Correlation of drug-induced apoptosis assay results with oncologist treatment decisions and patient response and survival




An observational prospective nonblinded clinical trial was performed to determine the effect of a drug-induced apoptosis assay results on treatments planned by oncologists.


Purified cancer cells from patient biopsies were placed into the MiCK (Microculture Kinetic) assay, a short-term culture, which determined the effects of single drugs or combinations of drugs on tumor cell apoptosis. An oncologist received the assay results before finalizing the treatment plan. Use of the MiCK assay was evaluated and correlated with patient outcomes.

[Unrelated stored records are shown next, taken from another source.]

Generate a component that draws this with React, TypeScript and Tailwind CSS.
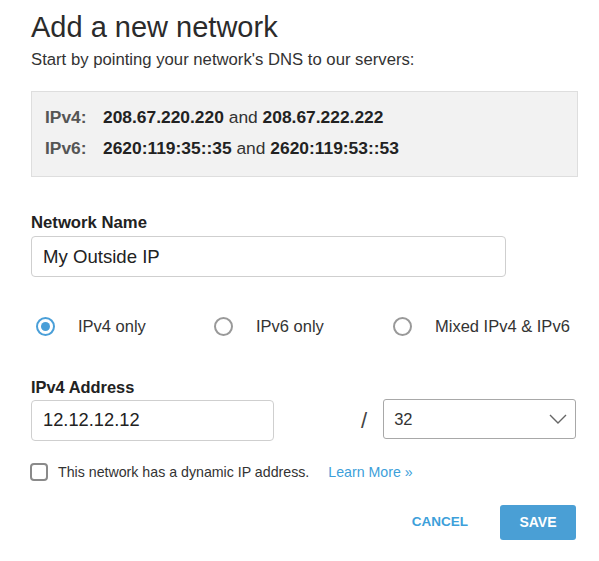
import React, { useState } from "react";

const App: React.FC = () => {
  const [mode, setMode] = useState("ipv4");
  const [dynamic, setDynamic] = useState(false);

  const modes = [
    { id: "ipv4", label: "IPv4 only", w: "w-[178px]" },
    { id: "ipv6", label: "IPv6 only", w: "w-[179px]" },
    { id: "mixed", label: "Mixed IPv4 & IPv6", w: "" },
  ];

  return (
    <div className="w-[599px] h-[561px] bg-white pl-[31px] pr-[21px] pt-[8px] text-[#333] font-['Liberation_Sans',Arial,sans-serif]">
      {/* Header */}
      <h1 className="text-[29px] leading-[38px] text-[#2b2b2b]">Add a new network</h1>
      <p className="text-[16.7px] leading-[20px] mt-[4px] text-[#333]">
        Start by pointing your network's DNS to our servers:
      </p>

      {/* DNS box */}
      <div className="mt-[21px] h-[86px] bg-[#f2f2f2] border border-[#dedede] pl-[13px] pt-[15px] text-[17.4px] leading-[21px]">
        <div className="flex">
          <span className="w-[58px] font-bold text-[#555]">IPv4:</span>
          <span>
            <b className="text-[#222]">208.67.220.220</b> and <b className="text-[#222]">208.67.222.222</b>
          </span>
        </div>
        <div className="flex mt-[10px]">
          <span className="w-[58px] font-bold text-[#555]">IPv6:</span>
          <span>
            <b className="text-[#222]">2620:119:35::35</b> and <b className="text-[#222]">2620:119:53::53</b>
          </span>
        </div>
      </div>

      {/* Network name */}
      <label className="block mt-[36px] text-[16.7px] leading-[20px] font-bold text-[#222]">Network Name</label>
      <input
        defaultValue="My Outside IP"
        className="mt-[3px] w-[475px] h-[41px] border border-[#cfcfcf] rounded-[4px] px-[11px] text-[18.6px] text-[#222] outline-none"
      />

      {/* Radios */}
      <div className="flex items-center mt-[37px] pl-[5px]">
        {modes.map((m) => (
          <button
            key={m.id}
            onClick={() => setMode(m.id)}
            className={`flex items-center gap-[23px] text-[16.5px] text-[#333] ${m.w}`}
          >
            {mode === m.id ? (
              <span className="w-[19px] h-[19px] rounded-full border-[2px] border-[#4a9fd8] flex items-center justify-center">
                <span className="w-[9px] h-[9px] rounded-full bg-[#4a9fd8]" />
              </span>
            ) : (
              <span className="w-[19px] h-[19px] rounded-full border-[2px] border-[#999]" />
            )}
            {m.label}
          </button>
        ))}
      </div>

      {/* IPv4 address */}
      <label className="block mt-[38px] text-[16.4px] leading-[20px] font-bold text-[#222]">IPv4 Address</label>
      <div className="flex items-center mt-[3px]">
        <input
          defaultValue="12.12.12.12"
          className="w-[243px] h-[41px] border border-[#cfcfcf] rounded-[4px] px-[11px] text-[18.3px] text-[#222] outline-none"
        />
        <span className="ml-[87px] text-[22px] text-[#444]">/</span>
        <div className="ml-[16px] w-[193px] h-[40px] border border-[#a8a8a8] rounded-[3px] flex items-center justify-between pl-[10px] pr-[8px] text-[16.5px] text-[#333] -mt-[2px]">
          <span>32</span>
          <svg width="18" height="10" viewBox="0 0 18 10" fill="none">
            <path d="M1 1l8 8 8-8" stroke="#666" strokeWidth="1.4" />
          </svg>
        </div>
      </div>

      {/* Dynamic IP */}
      <div className="flex items-center mt-[21px] text-[14.2px]">
        <button
          onClick={() => setDynamic(!dynamic)}
          className={`w-[18px] h-[18px] -ml-[1px] rounded-[4px] border-[2px] border-[#8a8a8a] ${dynamic ? "bg-[#4a9fd8]" : "bg-white"}`}
        />
        <span className="ml-[10px] text-[#333]">This network has a dynamic IP address.</span>
        <a href="#" className="ml-[19px] text-[#3d9fda]">Learn More »</a>
      </div>

      {/* Actions */}
      <div className="flex items-center justify-end mt-[22px] pr-[2px]">
        <button className="text-[13.5px] font-bold text-[#3d9fda] mr-[32px]">CANCEL</button>
        <button className="w-[76px] h-[35px] rounded-[3px] bg-[#4a9fd5] text-white text-[14px] font-bold">SAVE</button>
      </div>
    </div>
  );
};

export default App;
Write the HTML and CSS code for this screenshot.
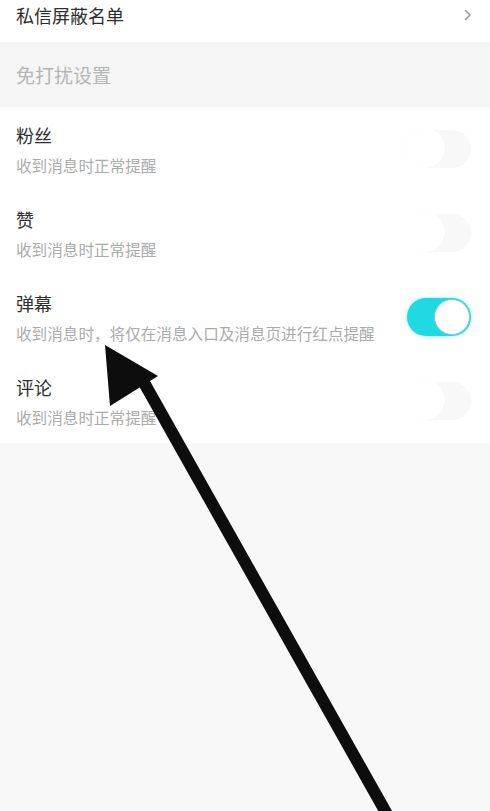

Forty-four patients with successful MiCK assays from breast cancer (n = 16), nonsmall cell lung cancer (n = 6), non-Hodgkin lymphoma (n = 4), and others were evaluated. Four patients received adjuvant chemotherapy after MiCK, and 40 received palliative chemotherapy with a median line of therapy of 2. Oncologists used the MiCK assay to determine chemotherapy (users) in 28 (64%) and did not (nonusers) in 16 patients (36%). In users receiving palliative chemotherapy, complete plus partial response rate was 44%, compared with 6.7% in nonusers (P < .02). The median overall survival was 10.1 months in users versus 4.1 months in nonusers (P = .02). Relapse-free interval was 8.6 months in users versus 4.0 months in nonusers (P < .01).


MiCK assay results are frequently used by oncologists. Outcomes appear to be statistically superior when oncologists use chemotherapy based on MiCK assay results compared with when they do not use the assay results. When available to oncologists, MiCK assay results help to determine patient treatment plans. Cancer 2012. © 2012 American Cancer Society.